Groucho was unpredictable to say the least. Friends were used to his jokes and sporadic burstings into song or dance. Whatever he said or did, he was Groucho, so the unexpected was accepted. Hence the following occurrence: Groucho and his pal Sidney Sheldon had plans for dinner one night. Grouch' called Sid to ask how he should dress. Sid replied, "Dress nicely." When he arrived at Groucho's, Grouch' answered the door wearing his wife Eden's clothes! Sid got a big laugh out of it. Unfortunately, Groucho forgot he had another appointment coming over. Suddenly, Bill Dozier and a couple of executives appeared at his door, ringing the bell. Not to be flustered, Groucho answered the door, skirt and all, and invited his other pals in. They sat around and talked shop with no one even batting an eyelash at his outrageous fashion. After their meeting was over, they shook hands and parted ways. No one ever mentioned the strange phenomenon of his cross-dressing. It was odd and absurd... And therefore perfectly normal. Groucho changed into more masculine attire, and he and Sid went to dinner, as if nothing had happened. (Groucho in drag left with Clark Gable in the Merrie-Melodies cartoon "Hollywood Steps Out" of 1942).

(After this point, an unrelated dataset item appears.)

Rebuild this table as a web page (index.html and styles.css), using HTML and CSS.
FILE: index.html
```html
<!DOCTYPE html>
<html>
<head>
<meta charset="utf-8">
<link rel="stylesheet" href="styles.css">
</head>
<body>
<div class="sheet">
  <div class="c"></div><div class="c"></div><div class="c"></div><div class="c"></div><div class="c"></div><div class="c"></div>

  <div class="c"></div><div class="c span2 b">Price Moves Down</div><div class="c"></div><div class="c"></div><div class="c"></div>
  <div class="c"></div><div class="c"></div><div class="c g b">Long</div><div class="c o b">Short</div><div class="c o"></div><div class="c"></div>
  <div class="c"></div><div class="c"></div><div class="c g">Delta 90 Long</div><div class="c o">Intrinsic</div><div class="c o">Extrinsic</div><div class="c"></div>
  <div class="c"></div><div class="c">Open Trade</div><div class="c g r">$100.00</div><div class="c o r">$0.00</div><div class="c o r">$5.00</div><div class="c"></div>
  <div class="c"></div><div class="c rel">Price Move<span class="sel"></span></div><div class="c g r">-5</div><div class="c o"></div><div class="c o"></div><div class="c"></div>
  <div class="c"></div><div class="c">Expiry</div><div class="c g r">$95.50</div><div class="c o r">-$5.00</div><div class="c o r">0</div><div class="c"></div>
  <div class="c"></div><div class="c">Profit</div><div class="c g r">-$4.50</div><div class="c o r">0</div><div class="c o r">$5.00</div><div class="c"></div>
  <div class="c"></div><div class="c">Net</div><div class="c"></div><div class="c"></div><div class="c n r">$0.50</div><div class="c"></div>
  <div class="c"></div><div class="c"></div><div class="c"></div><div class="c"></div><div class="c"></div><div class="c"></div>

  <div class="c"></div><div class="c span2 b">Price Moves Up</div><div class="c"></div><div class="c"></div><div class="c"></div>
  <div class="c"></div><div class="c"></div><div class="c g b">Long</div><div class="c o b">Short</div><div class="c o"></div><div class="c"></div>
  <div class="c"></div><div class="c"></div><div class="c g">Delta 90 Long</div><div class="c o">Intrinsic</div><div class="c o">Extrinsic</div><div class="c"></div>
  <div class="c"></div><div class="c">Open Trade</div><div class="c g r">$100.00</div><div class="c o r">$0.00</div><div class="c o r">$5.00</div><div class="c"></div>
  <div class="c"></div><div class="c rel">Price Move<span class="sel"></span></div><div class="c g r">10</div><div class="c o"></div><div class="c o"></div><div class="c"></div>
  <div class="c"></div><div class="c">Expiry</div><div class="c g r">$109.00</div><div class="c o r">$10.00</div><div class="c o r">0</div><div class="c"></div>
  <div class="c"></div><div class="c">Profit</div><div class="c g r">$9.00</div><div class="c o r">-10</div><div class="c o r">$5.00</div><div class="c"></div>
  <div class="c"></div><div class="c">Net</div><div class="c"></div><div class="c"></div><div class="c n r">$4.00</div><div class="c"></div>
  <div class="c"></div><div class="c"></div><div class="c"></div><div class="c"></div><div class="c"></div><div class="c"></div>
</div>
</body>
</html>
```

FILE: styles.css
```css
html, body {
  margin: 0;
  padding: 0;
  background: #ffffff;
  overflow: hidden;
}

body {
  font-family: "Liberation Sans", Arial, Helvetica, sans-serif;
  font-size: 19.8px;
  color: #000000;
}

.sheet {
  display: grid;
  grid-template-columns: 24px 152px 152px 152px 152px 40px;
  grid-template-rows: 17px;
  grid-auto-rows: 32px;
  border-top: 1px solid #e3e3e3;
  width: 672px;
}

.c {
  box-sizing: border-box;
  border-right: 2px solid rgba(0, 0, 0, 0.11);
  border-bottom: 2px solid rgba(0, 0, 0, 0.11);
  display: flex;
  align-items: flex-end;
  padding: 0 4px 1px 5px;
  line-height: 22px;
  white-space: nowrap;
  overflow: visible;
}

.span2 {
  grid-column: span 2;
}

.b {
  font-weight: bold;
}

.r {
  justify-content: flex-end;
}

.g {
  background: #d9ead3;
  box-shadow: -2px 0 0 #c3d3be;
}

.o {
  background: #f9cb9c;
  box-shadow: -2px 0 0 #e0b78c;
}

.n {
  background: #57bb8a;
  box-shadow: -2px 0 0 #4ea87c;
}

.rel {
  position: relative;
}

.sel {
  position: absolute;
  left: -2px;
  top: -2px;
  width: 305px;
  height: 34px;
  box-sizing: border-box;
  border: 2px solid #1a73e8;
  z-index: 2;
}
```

However, Groucho wasn't always the man with the last laugh. There seemed to be one thing that unsettled him... Terrified him, even: Boris Karloff! For the man who seemed impenetrable to almost any dagger or mode of attack, physical or mental, Groucho's fear of the king of horror is perhaps the most absurd thing about him. In his younger days when Groucho was still in vaudeville, he used to block his window with the bureau because of his fear of Karloff and his ghastly cinematic creations. He was afraid that he would wake, spooked from a dream, and jump out his own window. He also started taking sleeping pills, because he was too scared to sleep! Ironically, Groucho would meet the representation of his fears years later, and was surprised to find, as many were, that Boris was a shy and kindly gentleman (seen Boris more in character, right). Though this certainly curbed his fear of Karloff, it did not deter his continued aversion to Frankenstein's monster.

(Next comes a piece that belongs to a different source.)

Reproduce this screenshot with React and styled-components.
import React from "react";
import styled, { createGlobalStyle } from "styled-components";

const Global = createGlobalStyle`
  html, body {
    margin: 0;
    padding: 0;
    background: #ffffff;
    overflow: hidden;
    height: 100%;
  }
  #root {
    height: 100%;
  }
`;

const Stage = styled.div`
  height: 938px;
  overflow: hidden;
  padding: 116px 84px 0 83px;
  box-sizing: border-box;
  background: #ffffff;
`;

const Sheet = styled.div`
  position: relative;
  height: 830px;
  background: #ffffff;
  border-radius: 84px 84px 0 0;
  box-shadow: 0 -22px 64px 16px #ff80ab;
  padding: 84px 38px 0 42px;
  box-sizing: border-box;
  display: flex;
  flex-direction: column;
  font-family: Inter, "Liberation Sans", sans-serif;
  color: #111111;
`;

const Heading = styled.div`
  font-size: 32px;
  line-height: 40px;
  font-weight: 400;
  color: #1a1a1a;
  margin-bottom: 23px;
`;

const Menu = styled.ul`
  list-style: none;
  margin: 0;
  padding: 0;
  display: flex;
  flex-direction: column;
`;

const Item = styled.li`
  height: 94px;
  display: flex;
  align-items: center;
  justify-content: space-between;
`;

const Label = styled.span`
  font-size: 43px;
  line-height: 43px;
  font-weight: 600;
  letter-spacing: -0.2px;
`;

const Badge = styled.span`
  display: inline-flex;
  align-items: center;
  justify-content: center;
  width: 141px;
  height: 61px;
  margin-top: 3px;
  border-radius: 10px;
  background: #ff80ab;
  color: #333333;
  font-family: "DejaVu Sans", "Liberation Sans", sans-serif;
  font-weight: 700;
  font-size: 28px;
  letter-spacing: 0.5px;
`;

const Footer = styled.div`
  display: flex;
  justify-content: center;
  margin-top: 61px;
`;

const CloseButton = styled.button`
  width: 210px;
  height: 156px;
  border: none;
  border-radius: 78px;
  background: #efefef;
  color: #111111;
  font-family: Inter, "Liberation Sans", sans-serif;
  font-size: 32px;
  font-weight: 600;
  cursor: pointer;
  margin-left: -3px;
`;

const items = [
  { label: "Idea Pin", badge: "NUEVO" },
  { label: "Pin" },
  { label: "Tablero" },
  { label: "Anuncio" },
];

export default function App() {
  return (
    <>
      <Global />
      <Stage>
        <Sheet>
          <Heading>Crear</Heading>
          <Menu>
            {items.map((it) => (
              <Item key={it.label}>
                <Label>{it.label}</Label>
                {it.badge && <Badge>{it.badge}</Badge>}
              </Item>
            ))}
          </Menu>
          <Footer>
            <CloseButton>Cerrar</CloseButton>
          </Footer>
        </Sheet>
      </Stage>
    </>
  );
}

 Though this photo of the Monster was used for a great deal of  
publicity posters, it was not the final representation created
by the make-up wizards. You can tell by the knobs in the forehead,
which are absent in the film.

Another ghoul worth mentioning is Boris's contemporary and constant partner in on-screen crime, Bela Lugosi. Bela (left) was known for hypnotizing his prey, drinking the blood of beautiful women, and sending chills down the spines of theater-goers around the world. However, in his later life, his career was horrific for different reasons. While Boris was able to ride the wave of his B-movie horror career with grace and style, Bela was not so fortunate. His roles in films became sillier and sillier, and his disdain for them only increased his personal problems. Nonetheless, his movies with the notorious Ed Wood remain some of the best of the worst in film history, lasting primarily because of his performances in them. A lesser known film he took part in was The East Side Kids' Ghosts on the Loose. The East Side Kids series revolved around a hard-knock group of young boys who were always causing trouble but were at heart good guys. Think of a pubescent "Our Gang" crew from Brooklyn and you'll get the idea. Bela played the villain in the aforementioned film, in which the boys stumble upon what appears to be a haunted house, which they're trying to prep for their newlywed friends, (one of whom is a young Ava Gardner). The movie was far from a critical success, which is why it is rarely remembered, but during its time it caused quite a stir. Kids were lining up to see it. Why? Because when Bela Lugosi sneezes at one point in the film, his "Ah-choo!" sounds  more like "Ah-shit!" It was quite le scandale!

 Ernie "Sunshine" Morrison's dusting will soon
produce Bela's sneeze heard 'round the world!


Since I seem to have hopped on some sort of spook-themed rant, I'll continue with a ditty about Jean Arthur, (looking lovely and upbeat, right). Jean was always eccentric to say the least; her shyness severely impaired her social skills. But never would her oddness reveal itself so much as in her later life, when she simply stopped caring. Whether being arrested for trespassing (in attempts to help a neglected dog) or cussing out cops, the girl who avoided headlines all her life was still making them in her middle to late age. Jean loved appreciation for her work, but loathed attention in any way, shape, or form. She often wished she could just walk around with a bag on her head, which is perhaps why while she was performing in the 1967 play "The Freaking Out of Stephanie Blake," she started a trend of wearing a motley assortment of Halloween masks as she was leaving rehearsal. Passersby didn't know what the think, which the smart-ass in her probably got a kick out of. The general consensus was that the dame was a bit kooky... And that is probably an accurate assessment. That's why we love her though.


And a last bit of trivia: Ever wonder where the Academy Award got it's nickname, "Oscar???" The source is heavily contested, and with many different theories, it is hard to tell who in fact should be credited with the honor. However, the most hilarious root comes from none other than Academy Award Winning actress, Bette Davis. It is rumored that when Bette won for her performance in Dangerous (left with Franchot Tone)-- which many considered a belated apology on behalf of the Academy for snubbing her Of Human Bondage performance in '34-- Bette inadvertently coined the trophy's moniker. While eying the shiny contours of the well-built, golden man, Bette flipped it over and said, "That looks like my husband's ass," or something to that effect. As she was married to her high school sweetheart, musician Harmon Oscar Nelson at the time, his middle name stuck. True or false? I dunno, but it makes a good story. Leave it to Bette to be a part of a yarn like that. (Recent research suggests that this was one of Bette's tall tales. Reference to the Academy Award as the "Oscar" was made in a newspaper article a couple of years prior to Bette's win for Dangerous).

 Bette and Jack Warner enjoy their victory.